# [What is needed]
All lines holding the string "styles" are to be shown.

# [Data shown]
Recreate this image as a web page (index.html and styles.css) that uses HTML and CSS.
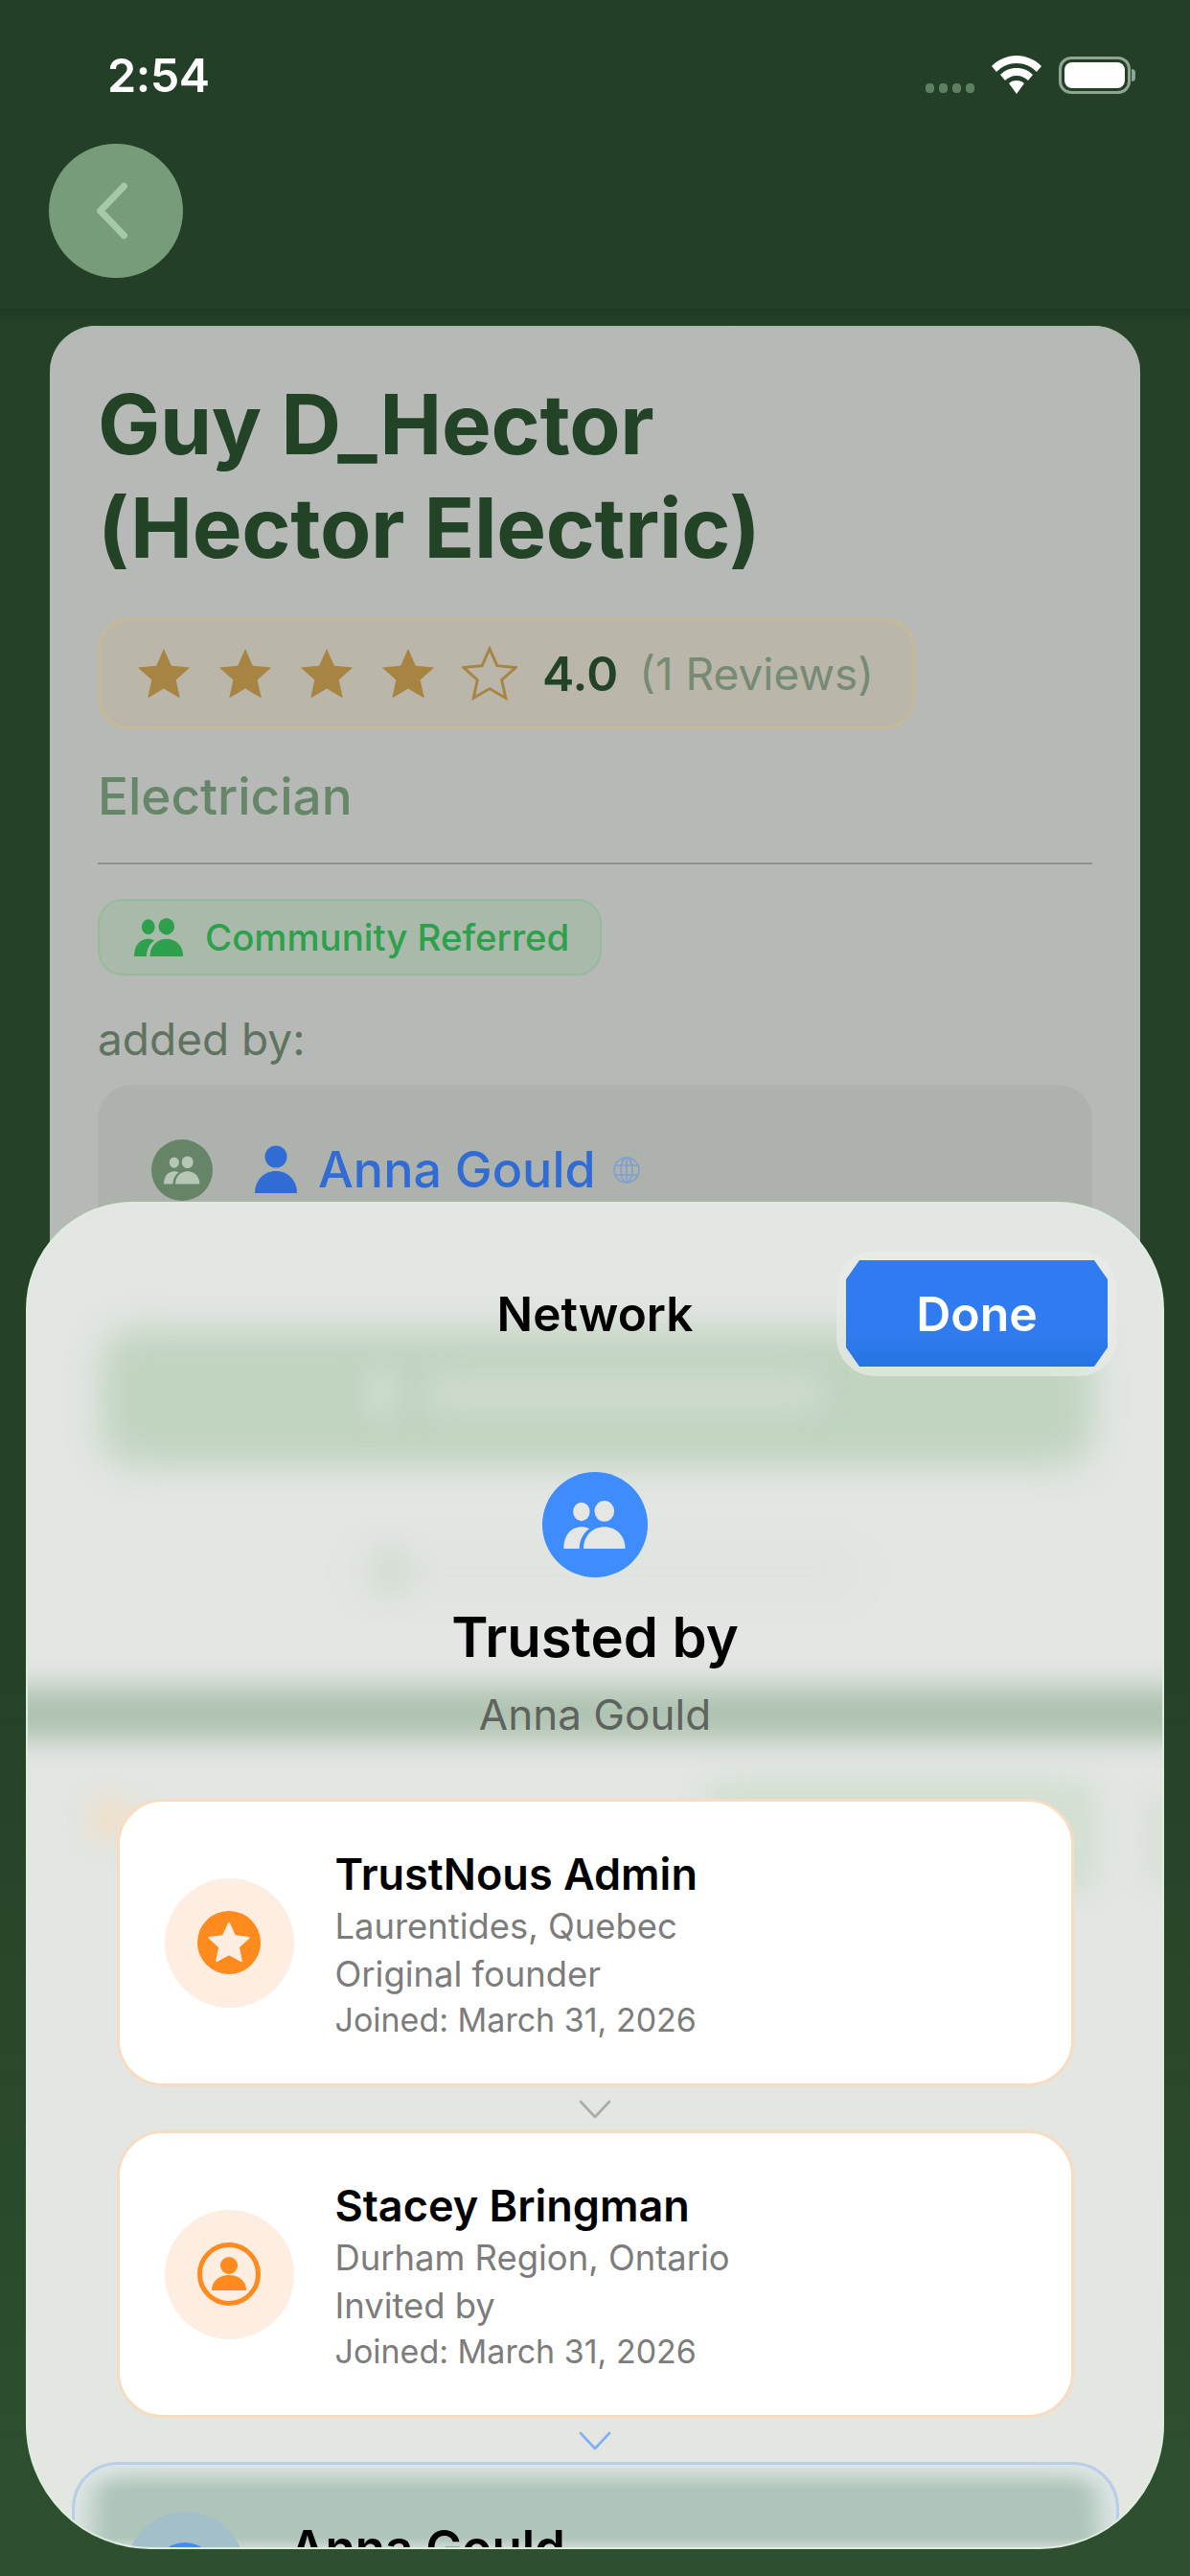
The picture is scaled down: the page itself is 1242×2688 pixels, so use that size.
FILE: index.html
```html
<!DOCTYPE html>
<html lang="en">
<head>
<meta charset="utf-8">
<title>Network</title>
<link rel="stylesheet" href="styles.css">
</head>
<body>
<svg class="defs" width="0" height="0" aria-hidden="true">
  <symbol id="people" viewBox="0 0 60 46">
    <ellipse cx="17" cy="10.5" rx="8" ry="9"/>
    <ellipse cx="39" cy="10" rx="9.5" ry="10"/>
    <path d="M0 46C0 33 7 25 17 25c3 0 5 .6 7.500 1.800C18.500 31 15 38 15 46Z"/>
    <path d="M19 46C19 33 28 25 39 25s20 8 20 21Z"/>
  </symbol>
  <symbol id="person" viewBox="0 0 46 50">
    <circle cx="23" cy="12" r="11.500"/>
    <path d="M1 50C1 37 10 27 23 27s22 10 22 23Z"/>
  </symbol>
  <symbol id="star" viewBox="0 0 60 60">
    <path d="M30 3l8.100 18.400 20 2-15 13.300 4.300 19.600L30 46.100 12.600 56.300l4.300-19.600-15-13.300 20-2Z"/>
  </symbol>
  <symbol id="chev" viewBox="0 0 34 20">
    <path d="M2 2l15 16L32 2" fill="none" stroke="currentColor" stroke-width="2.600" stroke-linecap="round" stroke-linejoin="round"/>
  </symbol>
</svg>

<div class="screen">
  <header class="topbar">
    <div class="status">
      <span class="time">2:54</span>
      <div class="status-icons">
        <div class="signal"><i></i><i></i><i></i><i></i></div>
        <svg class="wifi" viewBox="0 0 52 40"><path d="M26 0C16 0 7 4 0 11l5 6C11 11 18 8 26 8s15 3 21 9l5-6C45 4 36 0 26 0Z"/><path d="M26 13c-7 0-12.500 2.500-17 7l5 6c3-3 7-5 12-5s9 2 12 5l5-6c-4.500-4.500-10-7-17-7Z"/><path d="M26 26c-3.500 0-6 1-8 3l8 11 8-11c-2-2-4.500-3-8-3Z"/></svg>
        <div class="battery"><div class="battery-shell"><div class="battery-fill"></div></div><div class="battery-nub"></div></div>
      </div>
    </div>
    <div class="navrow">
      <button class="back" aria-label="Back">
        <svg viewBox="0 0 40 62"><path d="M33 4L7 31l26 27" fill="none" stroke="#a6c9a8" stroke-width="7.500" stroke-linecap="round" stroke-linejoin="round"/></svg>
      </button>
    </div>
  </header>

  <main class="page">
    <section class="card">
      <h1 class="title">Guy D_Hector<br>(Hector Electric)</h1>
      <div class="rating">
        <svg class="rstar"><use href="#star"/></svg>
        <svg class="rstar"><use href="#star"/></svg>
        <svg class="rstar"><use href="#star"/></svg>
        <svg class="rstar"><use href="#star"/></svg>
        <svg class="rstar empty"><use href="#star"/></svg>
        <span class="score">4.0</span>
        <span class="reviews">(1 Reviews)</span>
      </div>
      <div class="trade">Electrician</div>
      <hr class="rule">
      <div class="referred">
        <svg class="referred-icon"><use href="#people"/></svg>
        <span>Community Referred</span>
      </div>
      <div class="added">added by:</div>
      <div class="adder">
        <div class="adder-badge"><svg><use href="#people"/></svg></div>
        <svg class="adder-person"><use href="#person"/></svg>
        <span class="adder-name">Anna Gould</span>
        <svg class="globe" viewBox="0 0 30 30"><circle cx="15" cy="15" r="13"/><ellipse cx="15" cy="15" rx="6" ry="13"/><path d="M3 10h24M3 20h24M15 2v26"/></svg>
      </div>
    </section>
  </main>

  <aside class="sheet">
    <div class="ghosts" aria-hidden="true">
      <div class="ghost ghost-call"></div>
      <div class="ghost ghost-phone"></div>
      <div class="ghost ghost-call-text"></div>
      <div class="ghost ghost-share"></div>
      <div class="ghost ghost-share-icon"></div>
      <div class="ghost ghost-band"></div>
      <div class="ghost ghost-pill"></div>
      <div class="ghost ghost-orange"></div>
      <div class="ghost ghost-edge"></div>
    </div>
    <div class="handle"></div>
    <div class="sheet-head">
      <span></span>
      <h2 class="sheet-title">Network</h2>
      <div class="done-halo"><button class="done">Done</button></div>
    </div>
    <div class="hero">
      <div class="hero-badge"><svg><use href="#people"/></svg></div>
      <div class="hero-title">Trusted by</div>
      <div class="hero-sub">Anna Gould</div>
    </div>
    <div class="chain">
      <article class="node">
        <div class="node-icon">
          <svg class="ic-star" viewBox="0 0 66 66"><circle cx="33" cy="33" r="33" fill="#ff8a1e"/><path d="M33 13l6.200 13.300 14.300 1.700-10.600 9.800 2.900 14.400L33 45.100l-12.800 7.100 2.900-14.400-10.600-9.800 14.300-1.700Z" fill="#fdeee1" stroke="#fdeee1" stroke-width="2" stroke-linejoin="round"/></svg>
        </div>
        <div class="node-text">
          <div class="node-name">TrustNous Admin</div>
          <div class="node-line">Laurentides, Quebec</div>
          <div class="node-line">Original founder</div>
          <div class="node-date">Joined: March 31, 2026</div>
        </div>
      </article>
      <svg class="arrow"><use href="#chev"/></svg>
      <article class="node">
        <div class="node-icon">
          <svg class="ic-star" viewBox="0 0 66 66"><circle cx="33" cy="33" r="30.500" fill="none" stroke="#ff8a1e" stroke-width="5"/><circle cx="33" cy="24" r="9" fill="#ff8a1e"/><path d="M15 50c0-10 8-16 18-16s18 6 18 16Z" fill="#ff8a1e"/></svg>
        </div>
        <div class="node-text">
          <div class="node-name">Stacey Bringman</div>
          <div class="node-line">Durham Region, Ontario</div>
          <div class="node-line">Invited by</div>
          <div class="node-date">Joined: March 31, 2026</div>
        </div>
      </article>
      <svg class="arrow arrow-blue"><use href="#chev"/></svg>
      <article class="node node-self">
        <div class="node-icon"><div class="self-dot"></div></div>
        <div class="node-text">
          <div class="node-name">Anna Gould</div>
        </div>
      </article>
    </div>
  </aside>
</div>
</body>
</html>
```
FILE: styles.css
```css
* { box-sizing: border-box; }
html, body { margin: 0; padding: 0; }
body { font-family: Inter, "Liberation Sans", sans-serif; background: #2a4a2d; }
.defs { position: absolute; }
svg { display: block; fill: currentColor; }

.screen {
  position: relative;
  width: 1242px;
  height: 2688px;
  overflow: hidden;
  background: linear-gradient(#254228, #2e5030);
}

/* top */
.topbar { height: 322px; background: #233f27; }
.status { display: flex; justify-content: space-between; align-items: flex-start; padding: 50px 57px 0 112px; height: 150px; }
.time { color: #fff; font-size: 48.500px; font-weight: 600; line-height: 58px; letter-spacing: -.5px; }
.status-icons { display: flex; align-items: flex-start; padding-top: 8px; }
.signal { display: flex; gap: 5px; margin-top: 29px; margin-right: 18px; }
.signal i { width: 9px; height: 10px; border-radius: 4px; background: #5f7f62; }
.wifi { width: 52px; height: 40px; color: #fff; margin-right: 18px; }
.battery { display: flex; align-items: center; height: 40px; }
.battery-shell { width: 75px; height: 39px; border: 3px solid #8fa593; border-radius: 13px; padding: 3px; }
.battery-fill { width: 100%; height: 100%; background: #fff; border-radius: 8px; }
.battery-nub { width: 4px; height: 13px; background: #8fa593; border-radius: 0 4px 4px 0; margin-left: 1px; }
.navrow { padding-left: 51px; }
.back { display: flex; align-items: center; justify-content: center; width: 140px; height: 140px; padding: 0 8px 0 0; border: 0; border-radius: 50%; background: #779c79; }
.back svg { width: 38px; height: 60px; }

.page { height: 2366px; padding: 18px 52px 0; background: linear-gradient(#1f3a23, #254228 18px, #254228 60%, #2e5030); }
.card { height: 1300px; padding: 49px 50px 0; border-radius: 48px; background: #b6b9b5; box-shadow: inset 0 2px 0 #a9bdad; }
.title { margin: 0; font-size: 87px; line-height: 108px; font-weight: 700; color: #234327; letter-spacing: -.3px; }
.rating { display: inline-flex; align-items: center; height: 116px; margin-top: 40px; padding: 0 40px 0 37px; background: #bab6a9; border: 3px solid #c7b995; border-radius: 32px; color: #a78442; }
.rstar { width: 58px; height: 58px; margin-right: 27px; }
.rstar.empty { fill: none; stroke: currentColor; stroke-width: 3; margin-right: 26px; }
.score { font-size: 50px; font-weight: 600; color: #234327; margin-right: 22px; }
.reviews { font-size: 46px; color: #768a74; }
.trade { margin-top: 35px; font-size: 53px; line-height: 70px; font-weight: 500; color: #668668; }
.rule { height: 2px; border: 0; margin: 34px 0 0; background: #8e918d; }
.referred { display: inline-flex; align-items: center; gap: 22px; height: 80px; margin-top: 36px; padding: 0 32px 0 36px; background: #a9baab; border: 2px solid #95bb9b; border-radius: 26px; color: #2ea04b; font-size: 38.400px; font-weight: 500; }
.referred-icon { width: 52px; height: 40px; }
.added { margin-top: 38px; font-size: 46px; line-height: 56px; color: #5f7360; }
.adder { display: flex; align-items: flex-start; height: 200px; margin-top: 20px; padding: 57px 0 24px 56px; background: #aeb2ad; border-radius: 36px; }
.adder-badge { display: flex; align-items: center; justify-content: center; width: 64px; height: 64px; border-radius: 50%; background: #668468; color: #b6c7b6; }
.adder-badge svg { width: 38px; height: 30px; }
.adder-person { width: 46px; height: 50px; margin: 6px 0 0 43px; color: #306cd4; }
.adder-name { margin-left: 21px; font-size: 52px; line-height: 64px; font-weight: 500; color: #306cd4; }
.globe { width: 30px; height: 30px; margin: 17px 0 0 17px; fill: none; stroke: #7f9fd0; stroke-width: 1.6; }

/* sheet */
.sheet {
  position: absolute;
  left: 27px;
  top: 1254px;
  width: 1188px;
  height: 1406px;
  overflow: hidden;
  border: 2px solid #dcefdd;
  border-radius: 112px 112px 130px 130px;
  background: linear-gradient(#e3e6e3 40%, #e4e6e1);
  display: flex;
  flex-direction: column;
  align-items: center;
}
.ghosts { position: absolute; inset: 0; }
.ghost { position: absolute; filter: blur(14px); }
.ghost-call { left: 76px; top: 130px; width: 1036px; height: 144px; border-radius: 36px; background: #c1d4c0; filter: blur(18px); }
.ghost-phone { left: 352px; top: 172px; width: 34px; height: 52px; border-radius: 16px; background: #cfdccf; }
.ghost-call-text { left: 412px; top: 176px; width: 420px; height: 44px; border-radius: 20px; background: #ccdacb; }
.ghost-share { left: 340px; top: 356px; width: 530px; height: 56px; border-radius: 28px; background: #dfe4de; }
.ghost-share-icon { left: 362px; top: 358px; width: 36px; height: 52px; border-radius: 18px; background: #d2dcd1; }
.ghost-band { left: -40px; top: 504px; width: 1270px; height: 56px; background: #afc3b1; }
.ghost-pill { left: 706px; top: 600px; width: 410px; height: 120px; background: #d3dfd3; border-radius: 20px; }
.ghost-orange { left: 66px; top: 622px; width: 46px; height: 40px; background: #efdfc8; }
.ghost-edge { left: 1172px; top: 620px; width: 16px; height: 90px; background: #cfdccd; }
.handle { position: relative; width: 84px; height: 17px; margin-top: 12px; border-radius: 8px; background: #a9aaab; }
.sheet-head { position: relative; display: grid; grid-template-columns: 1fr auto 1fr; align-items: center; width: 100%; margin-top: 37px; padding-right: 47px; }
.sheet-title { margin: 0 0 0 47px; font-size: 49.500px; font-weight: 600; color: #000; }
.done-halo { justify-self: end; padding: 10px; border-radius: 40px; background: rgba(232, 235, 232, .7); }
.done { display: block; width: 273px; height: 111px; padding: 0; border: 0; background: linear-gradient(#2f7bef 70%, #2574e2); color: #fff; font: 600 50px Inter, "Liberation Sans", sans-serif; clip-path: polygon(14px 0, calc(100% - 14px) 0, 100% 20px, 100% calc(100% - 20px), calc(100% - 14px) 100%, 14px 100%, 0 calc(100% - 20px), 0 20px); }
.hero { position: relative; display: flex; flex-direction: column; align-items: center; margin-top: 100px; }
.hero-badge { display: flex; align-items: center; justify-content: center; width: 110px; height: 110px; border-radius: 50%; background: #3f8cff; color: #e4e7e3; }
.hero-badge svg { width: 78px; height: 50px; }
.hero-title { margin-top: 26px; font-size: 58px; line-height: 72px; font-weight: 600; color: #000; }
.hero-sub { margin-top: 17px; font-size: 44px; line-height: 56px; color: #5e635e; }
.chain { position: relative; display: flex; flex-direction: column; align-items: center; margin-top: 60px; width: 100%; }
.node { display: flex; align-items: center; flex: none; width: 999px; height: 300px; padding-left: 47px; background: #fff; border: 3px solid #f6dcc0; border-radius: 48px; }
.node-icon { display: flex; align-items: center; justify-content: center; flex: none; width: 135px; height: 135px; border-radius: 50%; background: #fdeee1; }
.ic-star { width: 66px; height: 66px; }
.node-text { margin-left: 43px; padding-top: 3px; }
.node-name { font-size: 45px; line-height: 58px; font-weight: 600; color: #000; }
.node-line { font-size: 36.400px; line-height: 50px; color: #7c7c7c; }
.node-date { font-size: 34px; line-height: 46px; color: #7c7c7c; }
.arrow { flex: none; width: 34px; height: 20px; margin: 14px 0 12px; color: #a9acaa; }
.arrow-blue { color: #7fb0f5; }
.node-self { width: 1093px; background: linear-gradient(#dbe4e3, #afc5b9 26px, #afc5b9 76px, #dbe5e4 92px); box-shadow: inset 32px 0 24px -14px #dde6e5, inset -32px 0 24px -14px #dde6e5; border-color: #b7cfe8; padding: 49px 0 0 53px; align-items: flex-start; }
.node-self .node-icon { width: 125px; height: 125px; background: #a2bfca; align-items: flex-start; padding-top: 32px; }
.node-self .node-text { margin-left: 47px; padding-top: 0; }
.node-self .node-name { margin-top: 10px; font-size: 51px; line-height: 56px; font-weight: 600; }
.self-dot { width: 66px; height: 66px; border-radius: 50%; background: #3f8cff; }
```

# [Complete response]
Recreate this image as a web page (index.html and styles.css) that uses HTML and CSS.
<link rel="stylesheet" href="styles.css">
FILE: styles.css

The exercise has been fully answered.